**Problem to solve:** Extract every line where the string "React" appears.

**Material:**
::::::
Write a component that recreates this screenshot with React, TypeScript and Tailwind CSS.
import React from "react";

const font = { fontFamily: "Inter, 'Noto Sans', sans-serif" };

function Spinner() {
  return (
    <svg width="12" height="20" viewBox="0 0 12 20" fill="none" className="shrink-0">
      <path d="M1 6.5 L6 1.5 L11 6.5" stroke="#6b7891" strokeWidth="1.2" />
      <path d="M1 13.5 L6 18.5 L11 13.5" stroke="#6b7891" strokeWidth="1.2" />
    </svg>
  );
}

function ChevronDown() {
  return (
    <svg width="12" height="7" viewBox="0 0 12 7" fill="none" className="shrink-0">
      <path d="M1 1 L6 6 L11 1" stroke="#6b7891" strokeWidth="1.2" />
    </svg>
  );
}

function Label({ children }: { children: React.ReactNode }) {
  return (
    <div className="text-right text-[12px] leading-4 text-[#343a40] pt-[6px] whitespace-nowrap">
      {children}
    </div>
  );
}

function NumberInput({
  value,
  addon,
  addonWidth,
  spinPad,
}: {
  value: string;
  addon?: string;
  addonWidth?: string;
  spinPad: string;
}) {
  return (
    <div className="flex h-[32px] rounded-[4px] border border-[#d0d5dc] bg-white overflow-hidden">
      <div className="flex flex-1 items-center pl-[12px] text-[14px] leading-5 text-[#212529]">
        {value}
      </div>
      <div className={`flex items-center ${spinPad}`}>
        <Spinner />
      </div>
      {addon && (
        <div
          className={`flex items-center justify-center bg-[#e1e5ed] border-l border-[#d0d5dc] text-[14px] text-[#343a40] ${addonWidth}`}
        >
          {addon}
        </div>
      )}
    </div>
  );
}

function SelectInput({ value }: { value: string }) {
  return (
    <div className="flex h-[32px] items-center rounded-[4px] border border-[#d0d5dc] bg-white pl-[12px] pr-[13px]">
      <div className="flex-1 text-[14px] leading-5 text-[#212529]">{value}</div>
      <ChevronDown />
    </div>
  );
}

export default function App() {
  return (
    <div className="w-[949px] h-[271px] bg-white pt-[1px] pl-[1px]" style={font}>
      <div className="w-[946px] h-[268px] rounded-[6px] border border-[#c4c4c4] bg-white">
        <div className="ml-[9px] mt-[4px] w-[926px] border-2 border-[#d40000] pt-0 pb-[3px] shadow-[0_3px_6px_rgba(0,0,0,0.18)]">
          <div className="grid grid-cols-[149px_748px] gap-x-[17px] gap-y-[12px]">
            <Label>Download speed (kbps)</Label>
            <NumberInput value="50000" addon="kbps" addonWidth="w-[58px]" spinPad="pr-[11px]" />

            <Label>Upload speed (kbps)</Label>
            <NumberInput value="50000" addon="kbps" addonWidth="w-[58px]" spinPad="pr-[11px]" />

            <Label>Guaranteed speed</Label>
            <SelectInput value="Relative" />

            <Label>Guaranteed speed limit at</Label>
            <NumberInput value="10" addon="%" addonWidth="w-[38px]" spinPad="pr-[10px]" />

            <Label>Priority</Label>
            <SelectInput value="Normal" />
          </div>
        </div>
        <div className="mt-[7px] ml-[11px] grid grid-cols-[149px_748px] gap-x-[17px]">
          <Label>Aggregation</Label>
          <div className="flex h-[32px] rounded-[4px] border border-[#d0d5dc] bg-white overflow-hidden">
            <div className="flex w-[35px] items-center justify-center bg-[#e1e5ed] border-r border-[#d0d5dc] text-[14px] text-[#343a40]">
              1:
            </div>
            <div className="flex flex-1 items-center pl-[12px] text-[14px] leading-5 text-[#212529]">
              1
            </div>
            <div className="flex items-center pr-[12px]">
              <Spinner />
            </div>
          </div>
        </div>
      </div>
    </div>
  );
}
::::::
**Response:**
Write a component that recreates this screenshot with React, TypeScript and Tailwind CSS.
import React from "react";
function Label({ children }: { children: React.ReactNode }) {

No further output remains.